Scalding is a form of thermal burn resulting from heated fluids such as boiling water or steam. Most scalds are considered first- or second-degree burns, but third-degree burns can result, especially with prolonged contact. The term is from the Latin word calidus, meaning hot.

==Causes==
Most scalds result from exposure to high-temperature water, such as tap water in baths and showers, water heaters, or cooking water, or from spilled hot drinks, such as coffee.

Scalds can be more severe when steam impinges on the naked skin, because steam can reach higher temperatures than water, and it transfers latent heat by condensation. However, when clothes are soaked with hot water, the heat transfer is often of a longer duration, since the body part cannot be removed from the heat source as quickly.

===Temperatures===

The temperature of tap water should not exceed 38–45 °C to prevent discomfort and scalding. However, it is necessary to keep warm water at a temperature of 55–60 °C to inhibit the growth of legionella bacteria.

The American Burn Association states that a scalding injury occurs when skin is placed in contact with water measuring 155 degrees Fahrenheit, or 68 degrees Celsius, for one second.

Degrees (F) x Time (s)
| 155 (68.33 °C) | 148 (64.44 °C) | 140 (60 °C) | 133 (56.11 °C) | 125 (51.66 °C) |
|---|---|---|---|---|
| 1 | 2 | 5 | 15 | 90 |

Burn injuries may occur in two seconds, for water measuring 148 degrees Fahrenheit, or 64 degrees Celsius. At 140 degrees Fahrenheit, or 60 degrees Celsius, scalding injuries may occur within five seconds. Scalding injuries can occur within 15 seconds of exposure to water that is 133 degrees Fahrenheit, or 56 degrees Celsius. At 125 degrees Fahrenheit, or 52 degrees Celsius, scalding injuries may occur in 90 seconds.

Scalds are more common in children, especially from the accidental spilling of hot liquids.

==Food production ==
=== Beef, poultry and pork ===
The carcasses of beef, poultry and pork are commonly scalded after slaughter, to facilitate the removal of feathers and hair. Methods include immersion in tanks of hot water or spraying with steam. The scalding may be hard or soft, in which the temperature or duration is varied. A hard scald of 58 °C (136.4 °F) for 2.5 minutes will remove the epidermis of poultry; this is commonly used for carcasses that will be frozen, so that their appearance is white and attractive.

=== Scalding milk ===

Scalded milk is milk that has been heated to 82 °C. At this temperature, bacteria are killed, enzymes in the milk are destroyed, and many of the proteins are denatured.
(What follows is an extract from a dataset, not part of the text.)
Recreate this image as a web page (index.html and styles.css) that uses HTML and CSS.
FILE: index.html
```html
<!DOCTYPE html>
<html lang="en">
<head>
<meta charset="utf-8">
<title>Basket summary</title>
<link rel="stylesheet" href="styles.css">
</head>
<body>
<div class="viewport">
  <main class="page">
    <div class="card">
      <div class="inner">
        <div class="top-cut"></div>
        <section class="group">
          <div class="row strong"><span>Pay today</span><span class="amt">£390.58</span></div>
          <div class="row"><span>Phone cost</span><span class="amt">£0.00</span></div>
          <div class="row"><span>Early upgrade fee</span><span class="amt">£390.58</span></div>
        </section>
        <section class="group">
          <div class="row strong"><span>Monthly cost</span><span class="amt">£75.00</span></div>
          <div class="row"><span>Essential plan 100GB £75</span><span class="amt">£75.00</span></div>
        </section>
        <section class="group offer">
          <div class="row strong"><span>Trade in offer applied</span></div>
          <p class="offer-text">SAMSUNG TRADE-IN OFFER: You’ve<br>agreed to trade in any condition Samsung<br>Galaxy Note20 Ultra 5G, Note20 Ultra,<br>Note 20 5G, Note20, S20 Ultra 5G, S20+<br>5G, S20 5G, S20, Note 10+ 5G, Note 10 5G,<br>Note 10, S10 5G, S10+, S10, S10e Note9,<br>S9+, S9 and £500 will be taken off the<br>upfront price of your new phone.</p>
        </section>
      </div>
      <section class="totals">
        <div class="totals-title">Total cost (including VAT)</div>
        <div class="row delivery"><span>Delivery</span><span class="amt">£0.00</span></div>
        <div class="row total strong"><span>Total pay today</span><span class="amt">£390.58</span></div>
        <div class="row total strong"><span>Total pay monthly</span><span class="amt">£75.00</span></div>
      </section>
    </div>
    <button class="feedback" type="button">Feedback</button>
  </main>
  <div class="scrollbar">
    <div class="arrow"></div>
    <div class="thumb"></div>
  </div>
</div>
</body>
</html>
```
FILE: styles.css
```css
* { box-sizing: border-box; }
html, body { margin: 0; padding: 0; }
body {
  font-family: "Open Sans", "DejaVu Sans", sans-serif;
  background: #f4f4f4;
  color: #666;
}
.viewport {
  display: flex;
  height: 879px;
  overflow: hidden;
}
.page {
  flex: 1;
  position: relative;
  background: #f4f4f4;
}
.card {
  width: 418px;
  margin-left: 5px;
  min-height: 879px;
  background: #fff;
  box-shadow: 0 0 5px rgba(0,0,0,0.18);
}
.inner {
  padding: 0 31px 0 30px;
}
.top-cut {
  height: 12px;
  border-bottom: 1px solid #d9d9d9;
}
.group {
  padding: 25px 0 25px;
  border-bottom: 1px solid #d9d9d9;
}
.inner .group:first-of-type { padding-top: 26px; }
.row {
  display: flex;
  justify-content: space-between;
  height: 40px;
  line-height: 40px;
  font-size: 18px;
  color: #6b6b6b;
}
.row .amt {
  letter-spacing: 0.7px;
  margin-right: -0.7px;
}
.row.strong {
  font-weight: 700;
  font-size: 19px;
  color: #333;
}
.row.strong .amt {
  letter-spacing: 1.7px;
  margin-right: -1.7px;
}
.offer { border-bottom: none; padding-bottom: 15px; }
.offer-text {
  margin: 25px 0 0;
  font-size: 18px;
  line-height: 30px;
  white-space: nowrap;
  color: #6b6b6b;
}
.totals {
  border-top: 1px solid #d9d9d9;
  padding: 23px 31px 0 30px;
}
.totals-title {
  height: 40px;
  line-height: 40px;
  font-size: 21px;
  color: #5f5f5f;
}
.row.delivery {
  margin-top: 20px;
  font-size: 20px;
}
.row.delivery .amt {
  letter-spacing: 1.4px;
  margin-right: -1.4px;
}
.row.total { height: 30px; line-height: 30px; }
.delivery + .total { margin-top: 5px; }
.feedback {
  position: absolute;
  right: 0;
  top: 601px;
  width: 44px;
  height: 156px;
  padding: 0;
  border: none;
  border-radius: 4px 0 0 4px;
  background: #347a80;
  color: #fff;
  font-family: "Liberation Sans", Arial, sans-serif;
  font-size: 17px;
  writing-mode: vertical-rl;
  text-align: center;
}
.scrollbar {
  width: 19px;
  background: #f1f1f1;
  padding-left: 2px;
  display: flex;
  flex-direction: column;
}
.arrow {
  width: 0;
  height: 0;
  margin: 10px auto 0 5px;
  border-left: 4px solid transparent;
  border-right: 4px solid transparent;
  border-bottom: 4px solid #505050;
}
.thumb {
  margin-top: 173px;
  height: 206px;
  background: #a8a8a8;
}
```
In cooking, milk is typically scalded to increase its temperature, or to change the consistency or other cooking interactions due to the denaturing of proteins.
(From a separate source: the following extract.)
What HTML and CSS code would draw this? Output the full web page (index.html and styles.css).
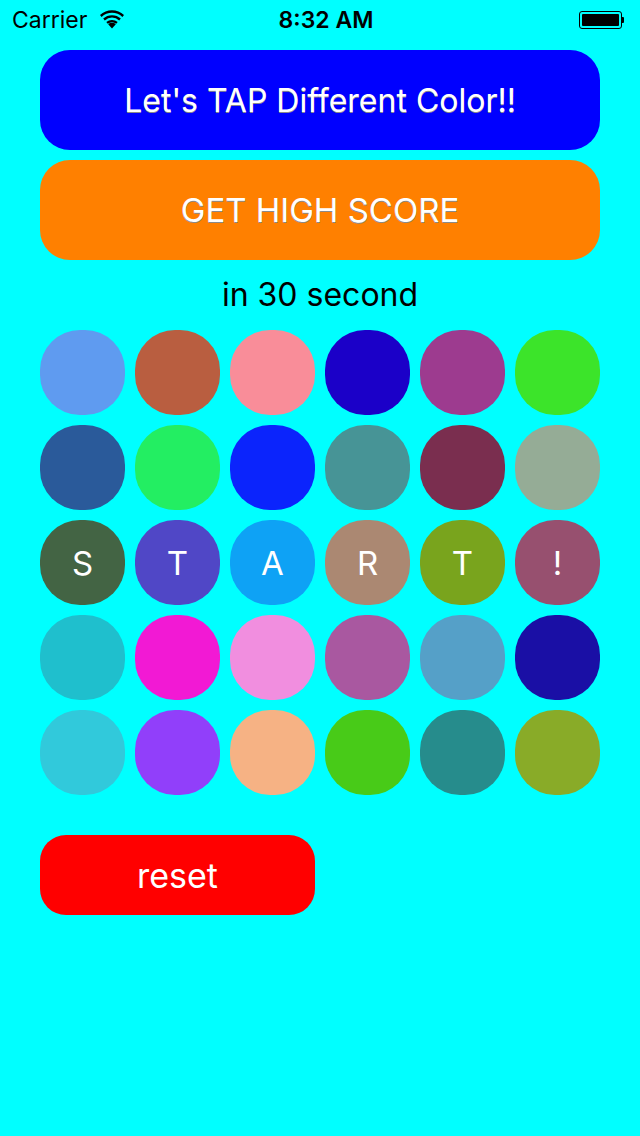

Recipes that call for scalded milk include café au lait, baked milk, and ryazhenka. Scalded milk is used in yogurt to make the proteins unfold, and to make sure that all organisms that could out-compete the yogurt culture's bacteria are killed.

Milk is both scalded and also cooled in many recipes, such as for bread and other yeast doughs, as pasteurization does not kill all bacteria, and the wild yeasts that may also be present can alter the texture and flavor. In addition, scalding milk improves the rise due to inhibition of bread rise by certain undenatured milk proteins.